Data segment:
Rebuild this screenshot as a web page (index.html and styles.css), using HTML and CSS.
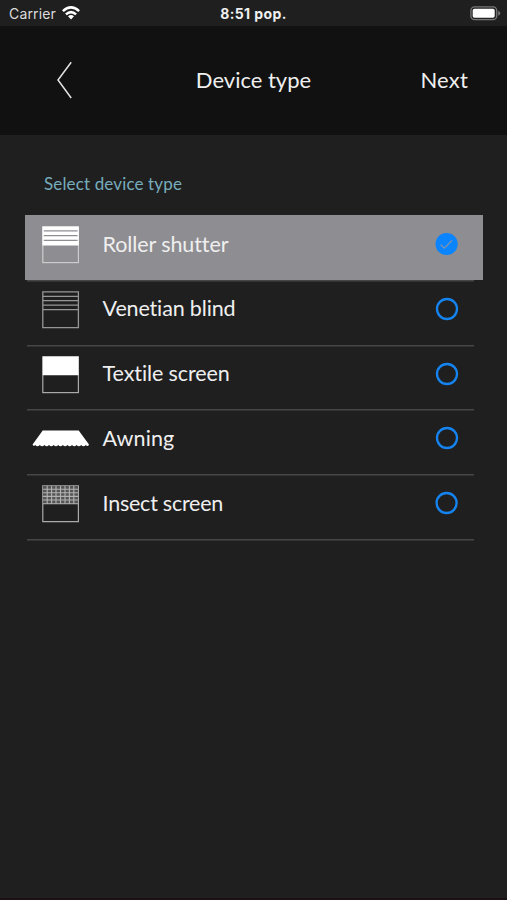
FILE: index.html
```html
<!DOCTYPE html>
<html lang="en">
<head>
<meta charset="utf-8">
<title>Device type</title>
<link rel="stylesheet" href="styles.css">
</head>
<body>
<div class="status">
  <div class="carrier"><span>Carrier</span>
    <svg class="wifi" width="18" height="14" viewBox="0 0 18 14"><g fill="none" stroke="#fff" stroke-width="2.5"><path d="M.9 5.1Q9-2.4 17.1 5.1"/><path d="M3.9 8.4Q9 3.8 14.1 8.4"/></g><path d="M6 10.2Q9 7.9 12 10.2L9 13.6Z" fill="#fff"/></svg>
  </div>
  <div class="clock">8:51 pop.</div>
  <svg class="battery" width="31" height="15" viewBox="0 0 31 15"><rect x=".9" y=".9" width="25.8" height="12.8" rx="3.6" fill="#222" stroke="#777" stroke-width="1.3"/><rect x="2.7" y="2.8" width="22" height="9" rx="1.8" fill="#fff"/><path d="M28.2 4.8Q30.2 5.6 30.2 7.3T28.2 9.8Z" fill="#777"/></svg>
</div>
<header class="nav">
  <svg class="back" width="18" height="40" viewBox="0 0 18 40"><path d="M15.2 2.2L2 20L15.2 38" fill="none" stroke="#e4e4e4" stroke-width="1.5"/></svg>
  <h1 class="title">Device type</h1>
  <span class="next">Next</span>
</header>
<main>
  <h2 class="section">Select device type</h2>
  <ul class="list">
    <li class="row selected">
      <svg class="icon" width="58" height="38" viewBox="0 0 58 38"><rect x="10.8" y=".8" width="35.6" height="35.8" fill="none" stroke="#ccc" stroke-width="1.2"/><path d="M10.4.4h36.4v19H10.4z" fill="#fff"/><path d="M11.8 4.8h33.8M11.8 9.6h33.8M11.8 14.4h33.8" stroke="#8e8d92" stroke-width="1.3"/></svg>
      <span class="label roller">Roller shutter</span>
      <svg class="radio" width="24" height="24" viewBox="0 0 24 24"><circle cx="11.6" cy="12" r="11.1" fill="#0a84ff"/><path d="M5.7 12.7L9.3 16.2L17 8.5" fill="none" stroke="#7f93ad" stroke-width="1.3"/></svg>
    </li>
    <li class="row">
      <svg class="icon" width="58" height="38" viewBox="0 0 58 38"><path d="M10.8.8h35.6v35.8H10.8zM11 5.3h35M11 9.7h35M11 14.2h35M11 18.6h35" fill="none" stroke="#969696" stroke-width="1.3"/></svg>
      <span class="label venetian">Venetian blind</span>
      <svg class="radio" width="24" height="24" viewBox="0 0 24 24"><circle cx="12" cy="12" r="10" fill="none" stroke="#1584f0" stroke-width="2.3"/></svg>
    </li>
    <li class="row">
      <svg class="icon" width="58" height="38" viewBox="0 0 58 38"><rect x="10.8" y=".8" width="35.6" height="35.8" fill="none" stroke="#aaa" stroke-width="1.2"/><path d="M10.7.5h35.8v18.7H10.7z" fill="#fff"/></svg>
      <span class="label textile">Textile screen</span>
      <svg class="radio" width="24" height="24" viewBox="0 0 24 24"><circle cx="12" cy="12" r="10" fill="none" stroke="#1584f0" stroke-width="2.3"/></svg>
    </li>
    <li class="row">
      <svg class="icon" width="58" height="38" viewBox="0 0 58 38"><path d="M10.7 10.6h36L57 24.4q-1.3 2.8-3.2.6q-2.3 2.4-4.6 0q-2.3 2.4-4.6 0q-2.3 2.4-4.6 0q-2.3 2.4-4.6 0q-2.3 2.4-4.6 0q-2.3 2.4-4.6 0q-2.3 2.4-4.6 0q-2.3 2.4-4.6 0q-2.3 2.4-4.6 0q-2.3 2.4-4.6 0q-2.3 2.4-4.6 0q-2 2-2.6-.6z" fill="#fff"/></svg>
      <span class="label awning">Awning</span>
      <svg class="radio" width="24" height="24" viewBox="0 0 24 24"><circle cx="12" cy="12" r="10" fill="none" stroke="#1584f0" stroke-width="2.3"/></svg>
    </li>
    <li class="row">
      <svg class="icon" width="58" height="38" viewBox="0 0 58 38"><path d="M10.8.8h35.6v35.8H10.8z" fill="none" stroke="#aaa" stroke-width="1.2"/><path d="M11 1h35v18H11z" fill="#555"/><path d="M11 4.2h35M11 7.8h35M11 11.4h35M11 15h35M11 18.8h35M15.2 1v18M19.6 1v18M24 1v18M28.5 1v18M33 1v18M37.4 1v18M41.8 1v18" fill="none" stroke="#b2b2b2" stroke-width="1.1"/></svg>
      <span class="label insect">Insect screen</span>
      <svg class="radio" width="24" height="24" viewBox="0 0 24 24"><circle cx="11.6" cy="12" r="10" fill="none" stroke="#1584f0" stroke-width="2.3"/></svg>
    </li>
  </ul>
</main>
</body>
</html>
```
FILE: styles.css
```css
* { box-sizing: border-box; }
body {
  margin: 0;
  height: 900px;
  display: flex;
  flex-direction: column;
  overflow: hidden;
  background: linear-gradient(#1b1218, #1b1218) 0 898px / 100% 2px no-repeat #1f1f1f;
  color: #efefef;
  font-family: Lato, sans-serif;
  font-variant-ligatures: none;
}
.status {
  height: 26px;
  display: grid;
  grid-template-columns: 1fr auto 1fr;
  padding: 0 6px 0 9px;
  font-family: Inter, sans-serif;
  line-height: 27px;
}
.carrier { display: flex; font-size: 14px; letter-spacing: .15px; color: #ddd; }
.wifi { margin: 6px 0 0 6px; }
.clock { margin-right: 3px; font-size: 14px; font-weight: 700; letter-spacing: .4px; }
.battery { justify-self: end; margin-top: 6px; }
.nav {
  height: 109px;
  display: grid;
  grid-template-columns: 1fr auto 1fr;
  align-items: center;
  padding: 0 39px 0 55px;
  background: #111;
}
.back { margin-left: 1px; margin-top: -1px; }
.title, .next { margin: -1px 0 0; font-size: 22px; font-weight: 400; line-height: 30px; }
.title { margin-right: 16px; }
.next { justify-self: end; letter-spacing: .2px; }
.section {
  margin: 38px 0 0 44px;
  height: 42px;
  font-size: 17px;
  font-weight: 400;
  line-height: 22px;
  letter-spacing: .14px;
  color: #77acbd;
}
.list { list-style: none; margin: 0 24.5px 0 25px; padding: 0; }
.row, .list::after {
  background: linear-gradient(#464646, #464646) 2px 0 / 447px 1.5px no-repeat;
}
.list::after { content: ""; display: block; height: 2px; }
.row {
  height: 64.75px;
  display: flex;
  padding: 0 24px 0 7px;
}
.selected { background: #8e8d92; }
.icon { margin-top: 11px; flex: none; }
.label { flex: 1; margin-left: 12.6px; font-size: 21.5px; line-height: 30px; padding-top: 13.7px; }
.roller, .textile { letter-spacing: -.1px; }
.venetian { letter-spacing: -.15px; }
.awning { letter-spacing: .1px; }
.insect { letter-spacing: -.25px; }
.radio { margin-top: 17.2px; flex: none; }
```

Given request:
Each line in the listing above that contains "index" should be copied.

Solution to the exercise:
Rebuild this screenshot as a web page (index.html and styles.css), using HTML and CSS.
FILE: index.html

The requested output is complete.